Tax Rules for Selling Digital Products
US State Sales Tax on Digital Products
Sales tax on digital products varies by state and by product type. As of 2026, roughly 25 to 30 US states impose sales tax on at least some categories of digital goods. The specific rules differ significantly: some states tax all digital products, others only tax specific categories (software but not ebooks, or streaming content but not downloaded files), and some exempt digital goods entirely.
States that generally tax digital products include New York, Texas, Washington, Pennsylvania, Ohio, Connecticut, and several others. States that generally exempt digital goods include California (most digital products are exempt), Florida (digital goods are generally exempt), and Oregon (no sales tax at all). The distinctions are often absurdly specific: a state might tax a downloaded song but exempt a downloaded ebook, or tax SaaS software but exempt desktop software. These rules change frequently, which makes staying current a genuine challenge.
You are required to collect sales tax in states where you have "nexus," which historically meant physical presence (office, warehouse, employee) but has expanded since the 2018 Wayfair Supreme Court decision to include "economic nexus," meaning you have sufficient sales volume in a state. Most states set economic nexus thresholds at $100,000 in sales or 200 transactions per year within the state. If you exceed the threshold in a state that taxes digital products, you must register for a sales tax permit, collect the appropriate tax on sales to buyers in that state, and remit the collected tax on the state's filing schedule.
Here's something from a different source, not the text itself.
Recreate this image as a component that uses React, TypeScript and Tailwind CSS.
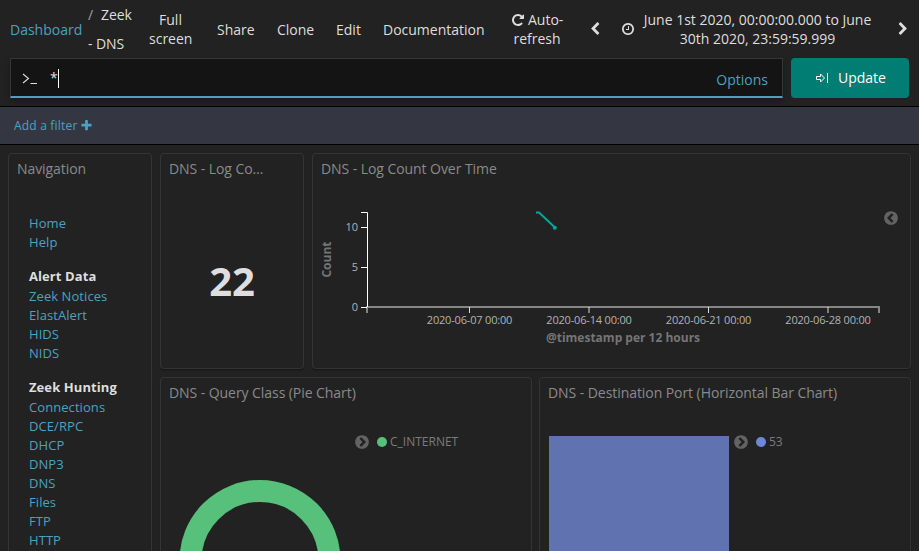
import type { ReactNode } from 'react';

const ICONS = {
  chevronLeft:
    'M1427 301l-531 531 531 531q19 19 19 45t-19 45l-166 166q-19 19-45 19t-45-19l-742-742q-19-19-19-45t19-45l742-742q19-19 45-19t45 19l166 166q19 19 19 45t-19 45z',
  chevronRight:
    'M1363 877l-742 742q-19 19-45 19t-45-19l-166-166q-19-19-19-45t19-45l531-531-531-531q-19-19-19-45t19-45l166-166q19-19 45-19t45 19l742 742q19 19 19 45t-19 45z',
  repeat:
    'M1664 256v448q0 26-19 45t-45 19h-448q-42 0-59-40-17-39 14-69l138-138q-148-137-349-137-104 0-198.5 40.5t-163.5 109.5-109.5 163.5-40.5 198.5 40.5 198.5 109.5 163.5 163.5 109.5 198.5 40.5q119 0 225-52t179-147q7-10 23-12 15 0 25 9l137 138q9 8 9.5 20.5t-7.5 22.5q-109 132-264 204.5t-327 72.5q-156 0-298-61t-245-164-164-245-61-298 61-298 164-245 245-164 298-61q147 0 284.5 55.5t244.5 156.5l130-129q29-31 70-14 39 17 39 59z',
  clock:
    'M1024 544v448q0 14-9 23t-23 9h-320q-14 0-23-9t-9-23v-64q0-14 9-23t23-9h224v-352q0-14 9-23t23-9h64q14 0 23 9t9 23zm416 352q0-148-73-273t-198-198-273-73-273 73-198 198-73 273 73 273 198 198 273 73 273-73 198-198 73-273zm224 0q0 209-103 385.5t-279.5 279.5-385.5 103-385.5-103-279.5-279.5-103-385.5 103-385.5 279.5-279.5 385.5-103 385.5 103 279.5 279.5 103 385.5z',
  plus: 'M1600 736v192q0 40-28 68t-68 28h-416v416q0 40-28 68t-68 28h-192q-40 0-68-28t-28-68v-416h-416q-40 0-68-28t-28-68v-192q0-40 28-68t68-28h416v-416q0-40 28-68t68-28h192q40 0 68 28t28 68v416h416q40 0 68 28t28 68z',
  circleRight:
    'M845 1395l454-454q19-19 19-45t-19-45l-454-454q-19-19-45-19t-45 19l-102 102q-19 19-19 45t19 45l307 307-307 307q-19 19-19 45t19 45l102 102q19 19 45 19t45-19zm819-499q0 209-103 385.5t-279.5 279.5-385.5 103-385.5-103-279.5-279.5-103-385.5 103-385.5 279.5-279.5 385.5-103 385.5 103 279.5 279.5 103 385.5z',
};

const Icon = ({ name, className }: { name: keyof typeof ICONS; className: string }) => (
  <svg viewBox="0 0 1792 1792" fill="currentColor" className={className}>
    <path d={ICONS[name]} />
  </svg>
);

const NAV_GROUPS = [
  { title: '', links: ['Home', 'Help'] },
  { title: 'Alert Data', links: ['Zeek Notices', 'ElastAlert', 'HIDS', 'NIDS'] },
  {
    title: 'Zeek Hunting',
    links: ['Connections', 'DCE/RPC', 'DHCP', 'DNP3', 'DNS', 'Files', 'FTP', 'HTTP'],
  },
];

const Panel = ({ title, className, children }: { title: string; className: string; children: ReactNode }) => (
  <section
    className={`flex flex-col overflow-hidden rounded border border-[#343434] bg-[#222] shadow-[0_2px_2px_-1px_rgba(0,0,0,0.4)] ${className}`}
  >
    <h2 className="h-[30px] shrink-0 truncate pl-2 pr-8 text-[14px] leading-[30px] tracking-[-0.065px] text-[#8a8a8a]">
      {title}
    </h2>
    {children}
  </section>
);

const TopBar = () => (
  <header className="flex h-[58px] shrink-0 items-center text-[14px] leading-[19px] text-[#dedede]">
    <a className="ml-2.5 w-[78px] text-[#4da1c0]">Dashboard</a>
    <div className="w-[61px] leading-[29px] tracking-[-0.1px]">
      <span className="mr-2 text-[#a0a0a0]">/</span>Zeek
      <br />- DNS
    </div>
    <div className="w-[43px] text-center">Full screen</div>
    <div className="ml-[25px] w-[60px]">Share</div>
    <div className="w-[59px]">Clone</div>
    <div className="w-[47px]">Edit</div>
    <div className="w-[128px]">Documentation</div>
    <div className="w-[52px] text-center">
      <span className="whitespace-nowrap">
        <Icon name="repeat" className="mr-[3px] inline size-[14px] align-[-2px]" />
        Auto-
      </span>
      <br />
      refresh
    </div>
    <Icon name="chevronLeft" className="ml-[25px] size-[14px]" />
    <Icon name="clock" className="ml-[19px] size-[14px]" />
    <div className="ml-1 w-[237px] text-center">
      June 1st 2020, 00:00:00.000 to June 30th 2020, 23:59:59.999
    </div>
    <Icon name="chevronRight" className="ml-5 size-[14px]" />
  </header>
);

const QueryBar = () => (
  <div className="flex h-12 shrink-0 gap-2 pl-2.5 pr-2.5">
    <div className="flex h-10 w-[773px] items-center border border-b-2 border-[#363636] border-b-[#4da1c0] bg-[#141414] pl-[11px] pr-3.5 text-[14px] shadow-[0_4px_6px_rgba(0,0,0,0.25)]">
      <svg viewBox="0 0 16 16" className="size-4" fill="none" stroke="#dedede" strokeWidth="1.1">
        <path d="M1 4l5.5 4.5L1 13M8.5 13.5H15" />
      </svg>
      <span className="ml-3 text-[#dedede]">*</span>
      <span className="mt-0.5 h-[19px] w-px bg-white" />
      <a className="ml-auto mt-[3px] text-[#4da1c0]">Options</a>
    </div>
    <button className="flex h-10 w-[118px] items-center rounded bg-[#017d73] pl-6 text-[14px] text-white">
      <svg viewBox="0 0 16 16" className="size-4" fill="none" stroke="currentColor">
        <path d="M1.5 6.5h4v-2.5l4 4-4 4v-2.5h-4zM12.5 3v10" />
      </svg>
      <span className="-mt-px ml-[7px]">Update</span>
    </button>
  </div>
);

const TIME_TICKS = [
  { x: 156.5, label: '2020-06-07 00:00' },
  { x: 276, label: '2020-06-14 00:00' },
  { x: 395.5, label: '2020-06-21 00:00' },
  { x: 515, label: '2020-06-28 00:00' },
];

const COUNT_TICKS = [
  { y: 43.5, label: '10' },
  { y: 83.5, label: '5' },
  { y: 123.5, label: '0' },
];

const CountChart = () => (
  <svg width="597" height="184" viewBox="0 0 597 184" className="shrink-0">
    <path d="M54 129v-6h512v6" fill="none" stroke="#858585" strokeWidth="2" />
    <path d="M48 28.5h6.5V123" fill="none" stroke="#fff" />
    {COUNT_TICKS.map(({ y, label }) => (
      <g key={label}>
        <path d={`M48 ${y}h6`} stroke="#fff" />
        <text x="45" y={y + 3.5} textAnchor="end" fontSize="11" fill="#b3b3b3">
          {label}
        </text>
      </g>
    ))}
    {TIME_TICKS.map(({ x, label }) => (
      <g key={label}>
        <path d={`M${x} 123v6`} stroke="#dedede" />
        <text x={x} y="140" textAnchor="middle" fontSize="11" letterSpacing="-0.18" fill="#b3b3b3">
          {label}
        </text>
      </g>
    ))}
    <path d="M223 28.5h3l16 15" fill="none" stroke="#00a69b" strokeWidth="2" />
    <circle cx="241.8" cy="43.8" r="2" fill="#00a69b" />
    <text x="310" y="158" textAnchor="middle" fontSize="12" fontWeight="700" fill="#757575">
      @timestamp per 12 hours
    </text>
    <text transform="translate(18 75.5) rotate(-90)" textAnchor="middle" fontSize="12" fontWeight="700" fill="#757575">
      Count
    </text>
    <svg x="570" y="26" width="16" height="16" viewBox="0 0 1792 1792" fill="#636363">
      <path d={ICONS.circleRight} transform="matrix(-1 0 0 1 1792 0)" />
    </svg>
  </svg>
);

const Legend = ({ label, dot }: { label: string; dot: string }) => (
  <div className="flex h-4 items-center text-[12px] leading-4 text-[#7b7b7b]">
    <Icon name="circleRight" className="size-4 text-[#636363]" />
    <span className={`ml-[7px] size-[10px] rounded-full ${dot}`} />
    <span className="ml-[3px]">{label}</span>
  </div>
);

export default function App() {
  return (
    <div className="flex h-[551px] w-[919px] flex-col overflow-hidden bg-[#222] font-['Open_Sans',sans-serif]">
      <TopBar />
      <QueryBar />
      <div className="flex h-[39px] shrink-0 items-center border-y border-black bg-[#343741] pl-3.5 text-[12px] tracking-[0.2px] text-[#4da1c0]">
        Add a filter
        <Icon name="plus" className="ml-[2px] size-[13px]" />
      </div>

      <main className="flex min-h-0 flex-1 gap-2 pl-2 pt-2">
        <Panel title="Navigation" className="h-[600px] w-[144px] shrink-0">
          <nav className="mt-[30px] pl-5 text-[13px] leading-[19px]">
            {NAV_GROUPS.map(({ title, links }) => (
              <div key={title} className="mb-4">
                {title && <h3 className="-mt-px mb-px font-bold tracking-[0.08px] text-[#dedede]">{title}</h3>}
                {links.map((link) => (
                  <a key={link} className="block tracking-[0.07px] text-[#4da1c0]">
                    {link}
                  </a>
                ))}
              </div>
            ))}
          </nav>
        </Panel>

        <div className="flex w-[751px] flex-col gap-2">
          <div className="flex shrink-0 gap-2">
            <Panel title="DNS - Log Count" className="h-[216px] w-[144px] shrink-0">
              <div className="mt-[69px] text-center text-[40px] font-bold leading-[56px] text-[#dedede]">22</div>
            </Panel>
            <Panel title="DNS - Log Count Over Time" className="h-[216px] w-[599px] shrink-0">
              <CountChart />
            </Panel>
          </div>
          <div className="flex shrink-0 gap-[7px]">
            <Panel title="DNS - Query Class (Pie Chart)" className="h-[300px] w-[372px]">
              <div className="flex pl-2">
                <svg width="185" height="260" viewBox="0 0 185 260">
                  <circle cx="91" cy="152.5" r="69.5" fill="none" stroke="#57c17b" strokeWidth="22" />
                </svg>
                <div className="mt-[26px]">
                  <Legend label="C_INTERNET" dot="bg-[#57c17b]" />
                </div>
              </div>
            </Panel>
            <Panel title="DNS - Destination Port (Horizontal Bar Chart)" className="h-[300px] w-[372px]">
              <div className="flex pl-[9px] pt-[28px]">
                <div className="h-[240px] w-[180px] bg-[#6072b0]" />
                <div className="-mt-0.5 ml-1">
                  <Legend label="53" dot="bg-[#6f87d8]" />
                </div>
              </div>
            </Panel>
          </div>
        </div>
      </main>
    </div>
  );
}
This is where automated tax tools become essential. Manual compliance across 25 or more states is impractical for small sellers. Shopify with Shopify Tax automatically calculates and applies the correct sales tax rate based on the buyer's location for US sales. TaxJar and Avalara integrate with Shopify, WooCommerce, and other platforms to automate calculation, collection, and filing across all states. Gumroad handles US sales tax collection automatically on all sales, charging the correct rate based on the buyer's location and remitting the tax on your behalf. This is one of Gumroad's strongest features for small sellers who want to avoid tax compliance headaches entirely.
EU VAT on Digital Products
The European Union requires VAT (Value Added Tax) on all digital product sales to EU consumers, regardless of where the seller is located. If you are a US-based seller and a buyer in Germany purchases your ebook, you are technically required to collect and remit German VAT (currently 19%). This applies to every EU member state, each with its own VAT rate (ranging from 17% to 27%).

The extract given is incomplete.